Les gens du Monde

un film de Yves Jeuland (2014)

vu le 13 septembre 2014 au Reflet Médicis

Une caméra montre, mais ne sait pas débattre...

A l'instar de la discussion sur la neutralité du journal qui y figure, Les gens du Monde rapporte des témoignages morcelés du milieu du journalisme, esquisse vaguement quelques jugements, et s'enfuit devant toute ombre de réflexion.

Le portrait express de Thomas Wieder illustre très bien le problème du documentaire d'Yves Jeuland. Wieder, la trentaine, court d'un dossier à l'autre et tweete intensément. Wieder, c'est le bonhomme qui avait pris un selfie dans le Bureau ovale de la Maison Blanche, avec Hollande et Obama dans le fond. Wieder, c'est aussi quelqu'un qui préfère jongler avec les contacts de son téléphone portable plutôt que de regarder la route sur laquelle il conduit, et le film a presque l'air de l'excuser parce qu'il est convaincu (Wieder, mais peut-être aussi le film) que nous faire parvenir l'actualité à la minute près est une mission absolument primordiale. Mais le commentaire ne dépassera pas ces quelques fragments. En ce qui me concerne, je trouve cette position intenable et symptomatique d'un journalisme frénétique et racoleur, mais le but de cet article n'est pas de développer la critique éclairée du métier à laquelle s'est refusé le réalisateur.

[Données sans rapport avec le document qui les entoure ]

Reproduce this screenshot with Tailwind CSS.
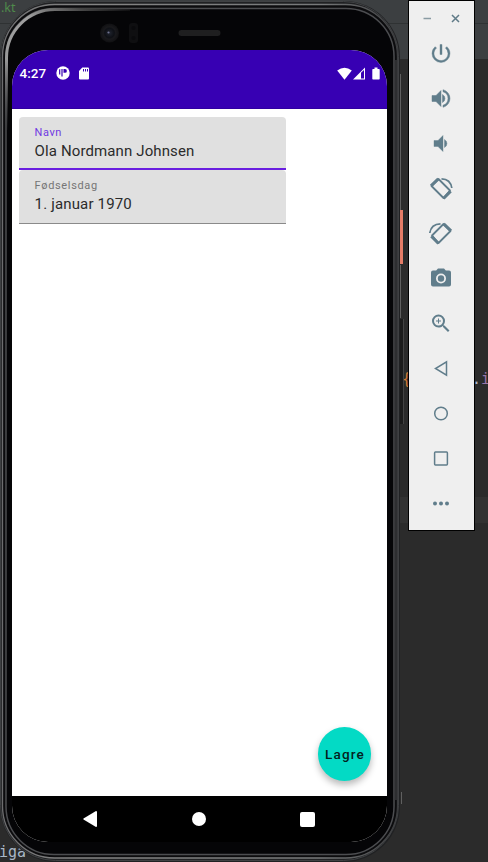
<!DOCTYPE html>
<html lang="no">
<head>
<meta charset="utf-8">
<title>Android Emulator</title>
<script src="https://cdn.jsdelivr.net/npm/@tailwindcss/browser@4"></script>
</head>
<body class="bg-[#2b2b2b]">
<div class="relative w-[488px] h-[862px] overflow-hidden bg-[#2b2b2b] font-[Roboto,sans-serif]">
  <!-- editor behind the emulator -->
  <div class="h-[59px] bg-[#3c3f41] pt-[23px]"><div class="h-px bg-[#2f3233]"></div></div>
  <div class="absolute left-0 top-[497px] w-full h-[26px] bg-[#323232]"></div>
  <div class="absolute left-[1px] top-0 text-[12.5px] leading-[16px] text-[#4f8a4b] font-['Noto_Sans',sans-serif]">.kt</div>
  <div class="absolute left-[-1px] top-[843px] text-[15px] leading-[18px] text-[#a9b7c6] font-['DejaVu_Sans_Mono',monospace]">iga</div>
  <div class="absolute left-[402px] top-[370px] text-[15px] leading-[18px] text-[#cc7832] font-['DejaVu_Sans_Mono',monospace]">{</div>
  <div class="absolute left-[472px] top-[370px] text-[15px] leading-[18px] text-[#a9b7c6] font-['DejaVu_Sans_Mono',monospace]">.<span class="text-[#9876aa]">i</span></div>

  <!-- phone body -->
  <svg class="absolute left-0 top-0" width="408" height="862" viewBox="0 0 408 862" fill="none">
    <defs>
      <linearGradient id="shine" x1="0" y1="160" x2="130" y2="0" gradientUnits="userSpaceOnUse"><stop offset="0" stop-color="#4c4d50" stop-opacity="0"/><stop offset=".12" stop-color="#4c4d50" stop-opacity="0"/><stop offset=".4" stop-color="#999"/><stop offset=".62" stop-color="#a0a0a0"/><stop offset=".82" stop-color="#444"/><stop offset="1" stop-color="#333" stop-opacity="0"/></linearGradient>
      <linearGradient id="edge" x1="0" y1="0" x2="400" y2="0" gradientUnits="userSpaceOnUse"><stop offset="0" stop-color="#6c6c6e"/><stop offset=".2" stop-color="#858585"/><stop offset=".8" stop-color="#77797a"/><stop offset="1" stop-color="#3a3b3d"/></linearGradient>
      <radialGradient id="lens"><stop offset="0" stop-color="#20242f"/><stop offset=".5" stop-color="#0e1015"/><stop offset=".65" stop-color="#19191c"/><stop offset="1" stop-color="#101012"/></radialGradient>
    </defs>
    <path d="M400.500 74V210M400.500 265V318M401.500 792V804" stroke="#606060"/>
    <rect x="400" y="210" width="3" height="54" fill="#e57c67"/>
    <rect x="399" y="319" width="4" height="105" fill="#1c1c1c"/><path d="M403.500 319V424" stroke="#444"/>
    <rect x="0" y="1" width="400" height="861" rx="56" fill="#202123"/>
    <rect x=".5" y="1.500" width="398" height="859" rx="55" stroke="#3f4143"/>
    <rect x="2.500" y="4.500" width="395" height="853.500" rx="52" fill="#0c0c0e" stroke="url(#edge)" stroke-width="1.300"/>
    <rect x="6" y="8.500" width="388" height="846" rx="48" fill="#050507" stroke="#4c4d50" stroke-width="1.500"/>
    <path d="M6.500 130V58A48.500 48.500 0 0 1 55 9.500H130" stroke="url(#shine)" stroke-width="3"/>
    <path d="M396 60V800" stroke="#2d2e30" stroke-width="2.500"/>
    <circle cx="109.500" cy="33" r="9.500" fill="url(#lens)"/>
    <circle cx="108.500" cy="32.500" r="1.100" fill="#6f7391"/>
    <rect x="129" y="23" width="9" height="20" rx="3" fill="#0f0f11"/>
    <circle cx="133.500" cy="28" r="2" fill="#0a0a0c"/><circle cx="133.500" cy="38" r="2" fill="#0a0a0c"/>
    <rect x="178.500" y="30" width="42" height="6" rx="3" fill="#1f1f20"/>
  </svg>

  <!-- device screen -->
  <main class="absolute left-[12px] top-[50px] w-[375px] h-[792px] rounded-[36px] overflow-hidden bg-white flex flex-col">
    <header class="h-[59px] shrink-0 bg-[#3700b3] border-b border-[#3000a0] text-white">
      <div class="flex items-center h-[46px] pl-[7.500px] pr-[7.500px]">
        <span class="w-[36px] text-[13.5px] font-medium leading-none pt-px">4:27</span>
        <svg class="shrink-0" width="14" height="14" viewBox="0 0 14 14"><circle cx="7" cy="7" r="6.700" fill="#fff"/><path d="M3.700 3.300V8.500M6 3V10.500" stroke="#3700b3" stroke-width="1.200" fill="none"/><path d="M7.500 3H9A1.900 1.900 0 0 1 9 6.800H7.500Z" fill="#3700b3"/></svg>
        <svg class="ml-[9px] shrink-0" width="10" height="13" viewBox="0 0 10 13"><path fill="#fff" d="M3.300.500H9Q10 .500 10 1.500V11.500Q10 12.500 9 12.500H1Q0 12.500 0 11.500V4Z"/><path d="M4.500 2V4.500M6.500 2V4.500M8.500 2V4.500" stroke="#3700b3"/></svg>
        <span class="grow"></span>
        <svg class="shrink-0" width="15" height="13" viewBox="0 0 15 13"><path fill="#fff" d="M7.500 12.700.200 3.500Q7.500-2.200 14.800 3.500Z"/></svg>
        <svg class="ml-px shrink-0" width="12" height="13" viewBox="0 0 12 13"><path fill="#fff" fill-rule="evenodd" d="M0 12.500 12 .500V12.500ZM8 5.700V11.500H11V3Z"/></svg>
        <svg class="ml-[7px] shrink-0" width="8" height="13" viewBox="0 0 8 13"><path fill="#fff" d="M2.500.500H5.500V2H7Q7.700 2 7.700 2.700V11.800Q7.700 12.500 7 12.500H1Q.300 12.500.300 11.800V2.700Q.300 2 1 2H2.500Z"/></svg>
      </div>
    </header>
    <section class="grow pt-[8px] pl-[7.400px] flex flex-col">
      <div class="w-[267px] h-[53px] bg-[#e0e0e0] rounded-t-[4px] border-b-2 border-[#6a1fe0] pl-[15.200px] pt-[8px]">
        <div class="text-[11px] leading-[15px] tracking-[0.55px] text-[#7038e2]">Navn</div>
        <div class="text-[15px] leading-[18px] mt-[2px] tracking-[0.12px] text-[#2b2b2b] whitespace-nowrap">Ola Nordmann Johnsen</div>
      </div>
      <div class="w-[267px] h-[54px] bg-[#e0e0e0] rounded-t-[4px] border-b border-[#8a8a8a] pl-[15.200px] pt-[8px]">
        <div class="text-[11px] leading-[15px] tracking-[0.65px] text-[#757575]">Fødselsdag</div>
        <div class="text-[15px] leading-[18px] mt-[2px] tracking-[0.16px] text-[#2b2b2b] whitespace-nowrap">1. januar 1970</div>
      </div>
      <div class="mt-auto mb-[15.500px] mr-[15.800px] self-end w-[53.500px] h-[53.500px] rounded-full bg-[#03dac5] flex items-center justify-center pl-px text-[13.5px] font-medium tracking-[1.150px] text-[#04211e] shadow-[0_4px_7px_rgba(0,0,0,0.28)]">Lagre</div>
    </section>
    <nav class="h-[46px] shrink-0 bg-black flex items-center pl-[71px]">
      <svg width="14" height="16" viewBox="0 0 14 16"><path fill="#fff" d="M13 0Q14 0 14 1V15Q14 16 13 16L.500 8.600Q0 8 .500 7.400Z"/></svg>
      <div class="ml-[95px] w-[14px] h-[14px] rounded-full bg-white"></div>
      <div class="ml-[93.500px] w-[15px] h-[15px] rounded-[2px] bg-white"></div>
    </nav>
  </main>

  <!-- emulator toolbar -->
  <aside class="absolute left-[408px] top-0 w-[67px] h-[531px] bg-[#efefef] border border-black text-[#607d8b] flex flex-col items-center">
    <div class="flex items-center h-[29.500px] pt-[5px] gap-[19px] pr-[.5px]">
      <svg width="9" height="9" viewBox="0 0 9 9"><path d="M.500 4.500H8" stroke="#8a9ba3" stroke-width="1.500"/></svg>
      <svg width="9" height="9" viewBox="0 0 9 9"><path d="M1 1 8 8M8 1 1 8" stroke="#5f7a87" stroke-width="1.500"/></svg>
    </div>
    <div class="flex flex-col pr-px *:h-[45px] *:w-[24px]">
      <svg viewBox="0 0 24 24" fill="currentColor"><path d="M13 3h-2v10h2V3zm4.830 2.170-1.420 1.420A6.920 6.920 0 0 1 19 12a7 7 0 1 1-11.420-5.420L6.170 5.170A8.932 8.932 0 0 0 3 12a9 9 0 0 0 18 0c0-2.740-1.230-5.180-3.170-6.830z" stroke="currentColor" stroke-width=".4"/></svg>
      <svg viewBox="0 0 24 24" fill="currentColor"><path d="M3 9v6h4l5 5V4L7 9H3zm10.500-1v8a4.500 4.500 0 0 0 0-8zM14 3.230v2.060a7 7 0 0 1 0 13.420v2.060a9 9 0 0 0 0-17.540z" stroke="currentColor" stroke-width=".5"/></svg>
      <svg viewBox="0 0 24 24" fill="currentColor"><path d="M5 9v6h4l5 5V4L9 9H5zM15.500 8v8a4.500 4.500 0 0 0 0-8z" stroke="currentColor" stroke-width=".4"/></svg>
      <svg viewBox="0 0 24 24" fill="none" stroke="currentColor"><g stroke-width="1.800" stroke-linejoin="round"><path d="M9.500 2.500 21 14 14.500 21.500 2.500 9.500Z"/><path d="M2 9.300 9.300 2.300M14.500 22 21.700 14.700" stroke-width="3"/><path d="M12.500 2.300Q21.500 2.500 22.800 11.500" stroke-width="1.700"/></g></svg>
      <svg viewBox="0 0 24 24" fill="none" stroke="currentColor"><g stroke-width="1.800" stroke-linejoin="round"><path d="M14.500 2.500 3 14 9.500 21.500 21.500 9.500Z"/><path d="M22 9.300 14.700 2.300M9.500 22 2.300 14.700" stroke-width="3"/><path d="M11.500 2.300Q2 2.500.800 11.500" stroke-width="1.700"/></g></svg>
      <svg viewBox="0 0 24 24" fill="currentColor"><circle cx="12" cy="12" r="3.200"/><path d="M9 2 7.170 4H4a2 2 0 0 0-2 2v12a2 2 0 0 0 2 2h16a2 2 0 0 0 2-2V6a2 2 0 0 0-2-2h-3.170L15 2H9zm3 15a5 5 0 1 1 0-10 5 5 0 0 1 0 10z"/></svg>
      <svg viewBox="0 0 24 24" fill="currentColor"><path d="M15.500 14h-.790l-.280-.270A6.471 6.471 0 0 0 16 9.500 6.500 6.500 0 1 0 9.500 16c1.610 0 3.090-.590 4.230-1.570l.270.280v.790l5 4.990L20.490 19l-4.990-5zm-6 0a4.500 4.500 0 1 1 0-9 4.500 4.500 0 0 1 0 9zm2.500-4h-2v2H9v-2H7V9h2V7h1v2h2v1z"/></svg>
      <svg viewBox="0 0 24 24" fill="none" stroke="currentColor" stroke-width="1.500"><path d="M17.500 5.300V18.700L6.500 12Z"/></svg>
      <svg viewBox="0 0 24 24" fill="none" stroke="currentColor" stroke-width="1.500"><circle cx="12" cy="12" r="6.300"/></svg>
      <svg viewBox="0 0 24 24" fill="none" stroke="currentColor" stroke-width="1.500"><rect x="5.600" y="5.600" width="12.800" height="12.800" rx=".8"/></svg>
      <svg viewBox="0 0 24 24" fill="currentColor"><circle cx="6" cy="12" r="2"/><circle cx="12" cy="12" r="2"/><circle cx="18" cy="12" r="2"/></svg>
    </div>
  </aside>
</div>
</body>
</html>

Pourtant les thèmes ne manquaient pas ! Transition vers une distribution numérique, non-renouvellement des lecteurs, prise de position politique, gestion des sources anonymes du public, pression gouvernementale, manque de diversité dans les profils des journalistes... Chacun de ces sujets est évoqué au détour d'une scène, mais faute d'être l'objet de plus de deux minutes ou de trois phrases du film, aucun ne génère l'épaisseur du débat pourtant passionnant qu'il sous-tend. Et le fait qu'il y ait beaucoup à raconter ne peut pas excuser le manque d'exploration des implications qui fait pourtant loi ici. Bref, Les gens du Monde réussit à filmer les coulisses d'un journal, ce qui est précieux, mais échoue grossièrement à mettre en question ou justifier ses principes de fonctionnement, ce qui est au mieux paresseux et au pire malhonnête.